▸ **GOAL**:
Identify all lines in the listing that include the word "styles", and copy them out.

▸ **SUPPLIED MATERIAL**:
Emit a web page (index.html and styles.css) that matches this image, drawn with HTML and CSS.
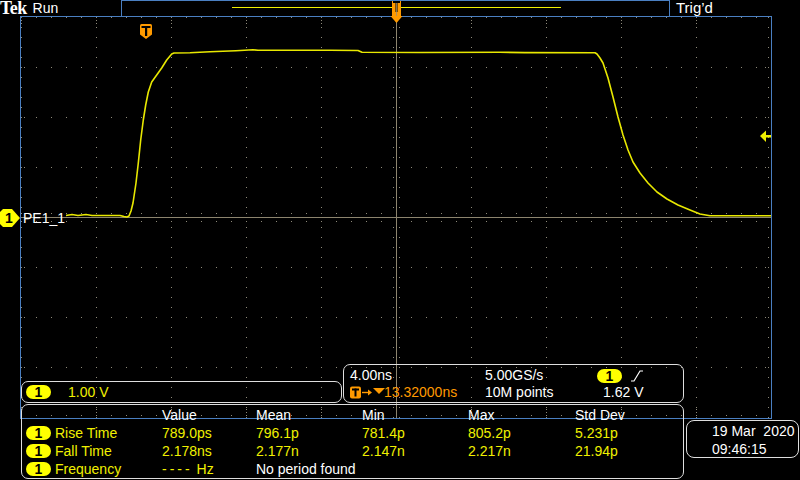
FILE: index.html
```html
<!DOCTYPE html>
<html lang="en">
<head>
<meta charset="utf-8">
<title>Tek Run</title>
<link rel="stylesheet" href="styles.css">
</head>
<body>
<div class="scope">
  <header class="topbar">
    <div class="brand"><span class="tek">Tek</span><span class="state">Run</span></div>
    <div class="record">
      <svg width="547" height="15" viewBox="0 0 547 15">
        <line x1="110" y1="6.5" x2="439" y2="6.5" stroke="#f0f000" stroke-width="1.2"/>
        <rect x="270" y="0" width="9" height="15" fill="#ff9a00"/>
        <rect x="271" y="0" width="7" height="2" fill="#000"/>
        <rect x="273.5" y="0" width="2" height="11" fill="#000"/>
        <line x1="274.5" y1="2" x2="274.5" y2="15" stroke="#9a8e78" stroke-width="0.8"/>
      </svg>
    </div>
    <div class="trig">Trig’d</div>
  </header>

  <div class="stage">
    <div class="gutter">
      <div class="chmark">1</div>
    </div>
    <svg class="graticule" width="752" height="403" viewBox="0 0 752 403">
      <g fill="none" stroke="#8e8a7a" stroke-width="1">
        <path stroke-dasharray="1 14" d="M1 1.5H752M1 51.5H752M1 101.5H752M1 151.5H752M1 251.5H752M1 301.5H752M1 351.5H752M1 399.5H752M1 197.5H752M1 205.5H752"/>
        <path stroke-dasharray="1 9" d="M1.5 1V402M76.5 1V402M151.5 1V402M226.5 1V402M301.5 1V402M451.5 1V402M526.5 1V402M601.5 1V402M676.5 1V402M748.5 1V402M373.5 1V402M379.5 1V402"/>
        <path stroke-dasharray="1 2" d="M1.5 1V8M76.5 1V8M151.5 1V8M226.5 1V8M301.5 1V8M451.5 1V8M526.5 1V8M601.5 1V8M676.5 1V8M1.5 393V401M76.5 393V401M151.5 393V401M226.5 393V401M301.5 393V401M451.5 393V401M526.5 393V401M601.5 393V401M676.5 393V401M1 51.5H7M1 101.5H7M1 151.5H7M1 251.5H7M1 301.5H7M1 351.5H7M745 51.5H750M745 101.5H750M745 151.5H750M745 251.5H750M745 301.5H750M745 351.5H750"/>
      </g>
      <path fill="none" stroke="#8c846e" stroke-width="1" d="M1 201.5H751M376.5 1V402"/>
      <polyline fill="none" stroke="#e8e800" stroke-width="1.6" stroke-linejoin="round"
        points="46,199.5 52,198.5 58,199.5 66,198.5 72,199.5 90,199.5 100,199.5 104,200.5 107,201 109,200 111,195 113,187 116,167 118.3,147 120.7,124 123.3,104 125.7,89 128.3,76 131.7,66 136.7,59 141.7,52 146.7,44 151.7,38 154,37 170,36.7 190,35.7 216,34.7 233,33.7 238,34.3 255,34.2 280,34.3 310,34.3 338,34.5 342,36.3 400,36.5 480,36.3 505,36.6 575,36.8 577,38 580,42 583,47 588,62 593,81 598,101 603,119 608,134 613,146 620,157 628,167 637,176 647,183 658,189 670,194 680,198 690,199.8 751,199.8"/>
      <rect x="0.5" y="0.5" width="751" height="402" fill="none" stroke="#4a7fc1" stroke-width="1"/>
      <path d="M121.5 8H130.5Q132 8 132 9.5V18.5L126 23L120 18.5V9.5Q120 8 121.5 8Z" fill="#ff9a00"/>
      <rect x="121.5" y="10" width="9" height="2" fill="#000"/>
      <rect x="125" y="10" width="2.2" height="10" fill="#000"/>
      <path d="M370.5 0H382.5L376.5 7Z" fill="#ff9a00"/>
      <path d="M740 120L746 114.5V119H751V121.5H746V126Z" fill="#f0f000"/>
      <text x="3" y="206.5" class="trace-label">PE1_1</text>
    </svg>
  </div>

  <div class="hud">
    <div class="box chbox">
      <span class="pill">1</span>
      <span class="chval">1.00 V</span>
    </div>

    <div class="box hbox">
      <span>4.00ns</span>
      <span>5.00GS/s</span>
      <span class="trigsrc"><span class="pill">1</span>
        <svg class="slope" width="14" height="12" viewBox="0 0 14 12"><polyline points="1,11 4,11 10,1 13,1" fill="none" stroke="#fff" stroke-width="1.2"/></svg>
      </span>
      <span class="delay">
        <svg width="35" height="13" viewBox="0 0 35 13">
          <rect x="0" y="0.5" width="11" height="12" rx="2" fill="#ff9a00"/>
          <rect x="2" y="2.5" width="7" height="2" fill="#000"/>
          <rect x="4.5" y="2.5" width="2" height="8" fill="#000"/>
          <path d="M12 6.5H19" stroke="#ff9a00" stroke-width="1.4"/>
          <path d="M18 3.5L22 6.5L18 9.5Z" fill="#ff9a00"/>
          <path d="M23 2H35L29 8Z" fill="#ff9a00"/>
        </svg>13.32000ns</span>
      <span>10M points</span>
      <span class="level">1.62 V</span>
    </div>

    <div class="box meas">
      <span></span><span class="hd">Value</span><span class="hd">Mean</span><span class="hd">Min</span><span class="hd">Max</span><span class="hd">Std Dev</span>

      <span class="lbl"><span class="pill">1</span>Rise Time</span>
      <span>789.0ps</span><span>796.1p</span><span>781.4p</span><span>805.2p</span><span>5.231p</span>

      <span class="lbl"><span class="pill">1</span>Fall Time</span>
      <span>2.178ns</span><span>2.177n</span><span>2.147n</span><span>2.217n</span><span>21.94p</span>

      <span class="lbl"><span class="pill">1</span>Frequency</span>
      <span><span class="dashes">----</span> Hz</span><span class="np">No period found</span><span></span><span></span><span></span>
    </div>

    <div class="box date">
      <span>19 Mar&nbsp; 2020</span>
      <span>09:46:15</span>
    </div>
  </div>
</div>
</body>
</html>
```

FILE: styles.css
```css
* {
  box-sizing: border-box;
  margin: 0;
  padding: 0;
}

body {
  background: #000;
  width: 800px;
  height: 480px;
  overflow: hidden;
  font-family: "Liberation Sans", Arial, sans-serif;
  font-size: 14px;
  color: #fff;
}

.scope {
  position: relative;
  width: 800px;
  height: 480px;
  background: #000;
}

/* ---------- top bar ---------- */
.topbar {
  display: flex;
  height: 16px;
}

.brand {
  width: 121px;
  display: flex;
  line-height: 16px;
}

.tek {
  font-family: "Liberation Serif", "Times New Roman", serif;
  font-weight: bold;
  font-size: 18px;
  letter-spacing: -0.6px;
  line-height: 16px;
}

.state {
  margin-left: 6px;
  font-size: 14px;
}

.record {
  width: 549px;
  height: 16px;
  border: 1px solid #4a7fc1;
  border-bottom: none;
}

.record svg {
  display: block;
}

.trig {
  padding-left: 6px;
  font-size: 15px;
  line-height: 16px;
}

/* ---------- display area ---------- */
.stage {
  display: flex;
}

.gutter {
  width: 20px;
  padding-top: 193px;
}

.chmark {
  width: 20px;
  height: 18px;
  background: #ffff00;
  color: #000;
  font-weight: bold;
  font-size: 14px;
  line-height: 18px;
  padding-left: 5px;
  clip-path: polygon(3px 0, 12px 0, 20px 9px, 12px 18px, 3px 18px, 0 15px, 0 3px);
}

.graticule {
  display: block;
}

.trace-label {
  font-family: "Liberation Sans", Arial, sans-serif;
  font-size: 14px;
  fill: #fff;
}

/* ---------- overlay readouts ---------- */
.hud {
  position: absolute;
  left: 21px;
  top: 364px;
  display: grid;
  grid-template-columns: 321px 1px 341px 2px 113px;
  grid-template-rows: 17px 22px 1px 75px;
}

.box {
  border: 1px solid #dedede;
  border-radius: 7px;
}

.pill {
  display: inline-flex;
  align-items: center;
  justify-content: center;
  width: 25px;
  height: 14px;
  border-radius: 7px;
  background: #ffff00;
  color: #000;
  font-weight: bold;
  font-size: 14px;
  line-height: 14px;
  flex: none;
}

.chbox {
  grid-column: 1;
  grid-row: 2;
  display: flex;
  align-items: center;
  padding-left: 4px;
}

.chval {
  margin-left: 17px;
  color: #f0f000;
  line-height: 18px;
}

.hbox {
  grid-column: 3;
  grid-row: 1 / 3;
  display: grid;
  grid-template-columns: 135px 112px auto;
  grid-auto-rows: 17px;
  padding: 2px 0 0 6px;
  line-height: 17px;
  white-space: nowrap;
}

.trigsrc {
  display: flex;
  align-items: center;
  gap: 8px;
}

.delay {
  display: flex;
  align-items: center;
  color: #ff9a00;
}

.delay svg {
  display: block;
  margin-right: -1px;
}

.level {
  padding-left: 6px;
}

.meas {
  grid-column: 1 / 4;
  grid-row: 4;
  display: grid;
  grid-template-columns: 140px 94px 106px 106px 107px auto;
  grid-auto-rows: 18px;
  padding-top: 1px;
  line-height: 18px;
  color: #f0f000;
  white-space: nowrap;
}

.meas .hd {
  color: #fff;
}

.meas .np {
  color: #fff;
}

.dashes {
  letter-spacing: 3px;
}

.lbl {
  display: flex;
  align-items: center;
  gap: 4px;
  padding-left: 4px;
}

.date {
  grid-column: 5;
  grid-row: 3 / 5;
  align-self: start;
  margin-top: 17px;
  height: 38px;
  border-radius: 8px;
  display: flex;
  flex-direction: column;
  padding: 1px 0 0 25px;
  line-height: 18px;
  white-space: nowrap;
}
```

▸ **FINAL RESULT**:
Emit a web page (index.html and styles.css) that matches this image, drawn with HTML and CSS.
<link rel="stylesheet" href="styles.css">
FILE: styles.css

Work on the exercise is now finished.